The Salapassidis wood-fired oven in Veria has half-century history

Bread and tradition

Grigoris Philipatos February 16 12:00

We are in Kapetanidis Square, located in the Pasakiòski neighborhood of Veria, an area named after the summer residence of a Turkish Pasha. For half a century, the bakery of the Salapassidis family has been a gastronomic landmark for the wider region.

Salapassidis Wood-Fired Oven: A Half-Century Story
“My family’s story begins with my great-grandfather, Panagiotis Salapassidis, who came from Trabzon and was a baker by trade. In 1929, he came to Greece from the Caucasus region, where he and his family had found refuge after being expelled from Pontus. In 1933, he settled permanently in Veria and continued to work as a baker in a well-known bakery in the city. By his side, my grandfather George began to learn the craft of baking. In 1971, George Salapassidis, a second-generation baker, opened his own bakery in the Orologi area of Veria. His love and passion for the art of breadmaking gradually passed on to my father, Charalampos, who took over the bakery and continued our family tradition. And that’s how it brings us to today,” says Giorgos Salapassidis, the youngest member of the family.

Giorgos is the fourth generation of the bakery. A graduate of the Philosophy Department of the University of Ioannina and a potential musicology graduate from the University of Thessaloniki, Giorgos has loved bread and the art of baking from a young age. He studied at a private baking and pastry school, attended bread and croissant-making seminars at the renowned Le Cordon Bleu in Paris, and is preparing to attend an advanced baking course in Germany to learn new techniques.

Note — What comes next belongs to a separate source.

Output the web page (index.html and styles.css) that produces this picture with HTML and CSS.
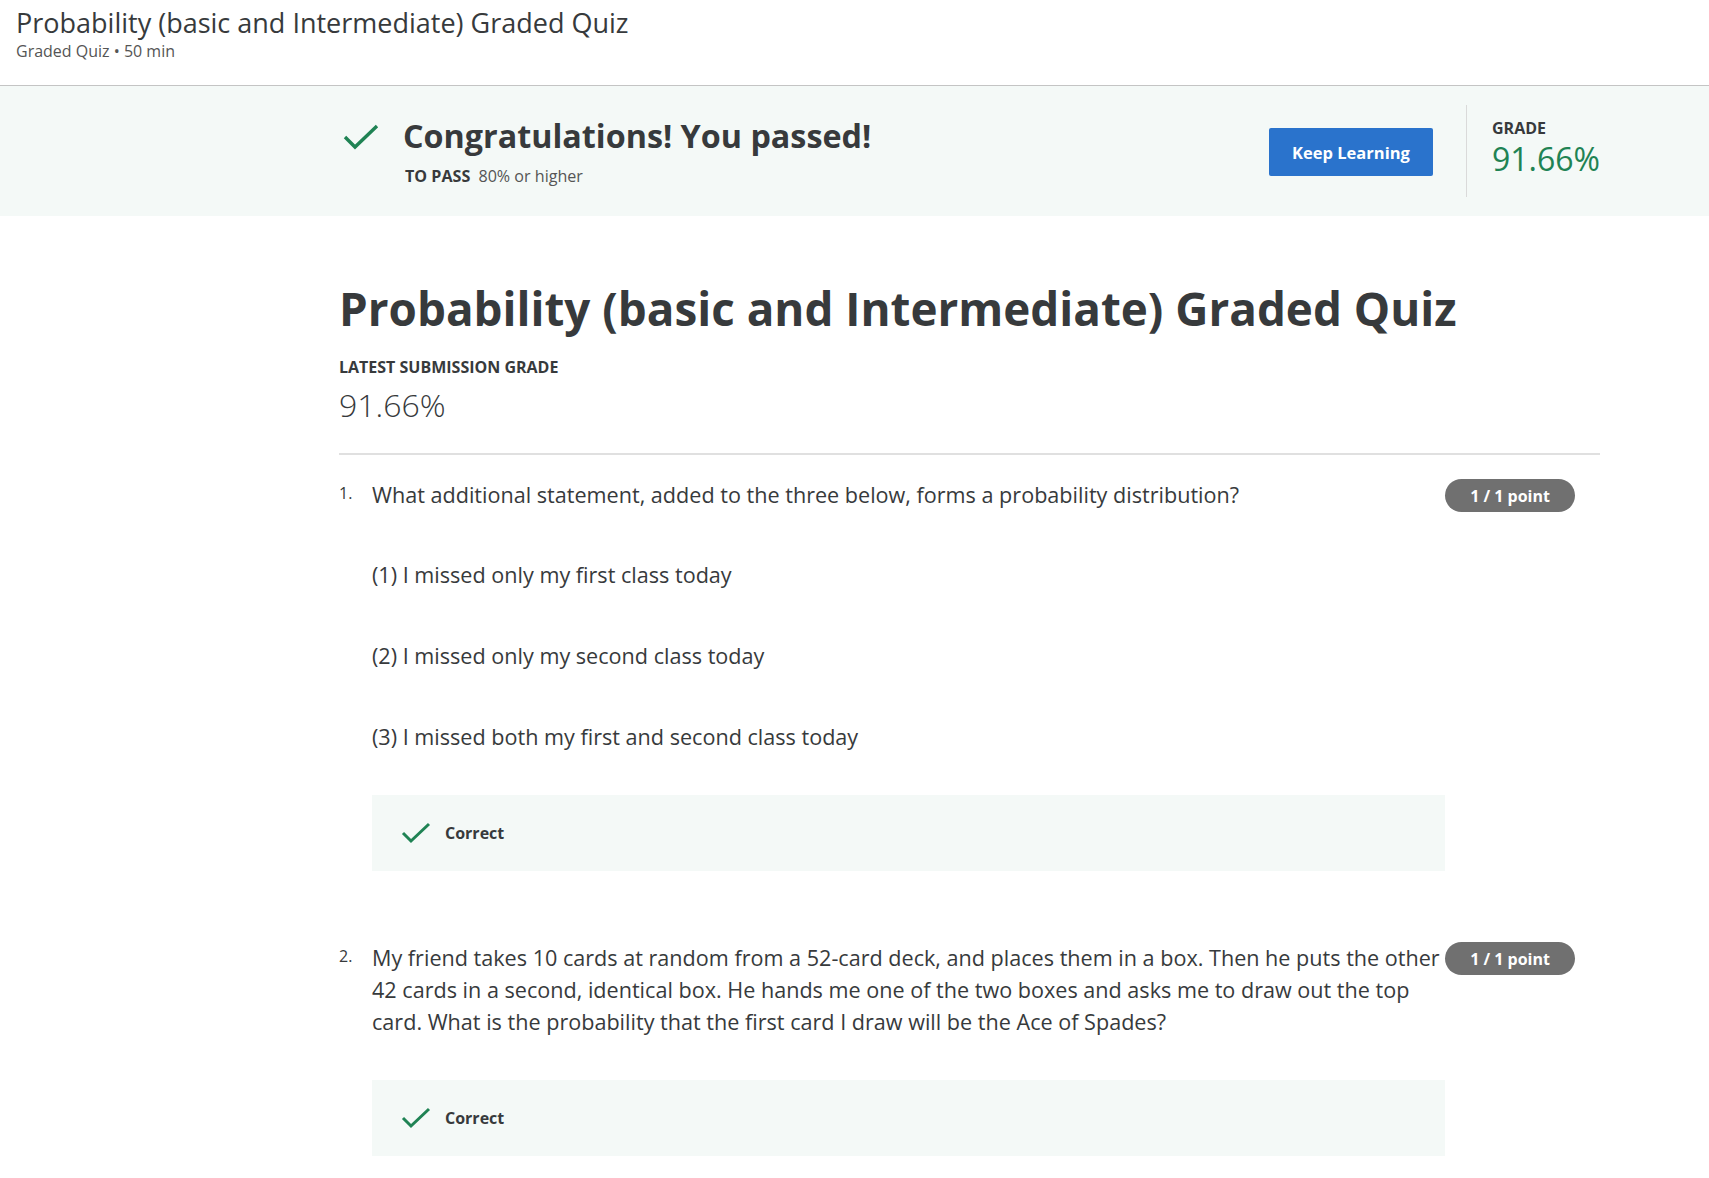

After his father’s passing, Giorgos took over the bakery business, with his mother, Katerina, continuing to assist daily, preparing the famous hand-made pies with rich flavor and crispy dough, without a hint of oil. She also bakes traditional peinirli, filled with cheeses, eggs, and even pastirma, offering a taste of the past in a place that harmoniously blends traditional craftsmanship with steady innovation. Sitting at the newly renovated bakery’s outdoor tables, the scent of wood combined with butter fills the air, creating a delightful sensory experience.

“The Oven Never Goes Out”
“Here, where we are, is the ventilation of our new wood-fired oven, which we brought from the Basque Country. It is a state-of-the-art oven with a large capacity that arrived in pieces and was assembled here. It bakes on a rotating plate that is heated by the fire burning underneath it all day. At the start, we use beech and oak for a quick and strong flame. Then, we add the vines to keep the fire strong and create the right embers. The oven never really goes out. There are embers burning all day that give us a steady temperature until the next morning when we reignite the fire for baking,” he explains.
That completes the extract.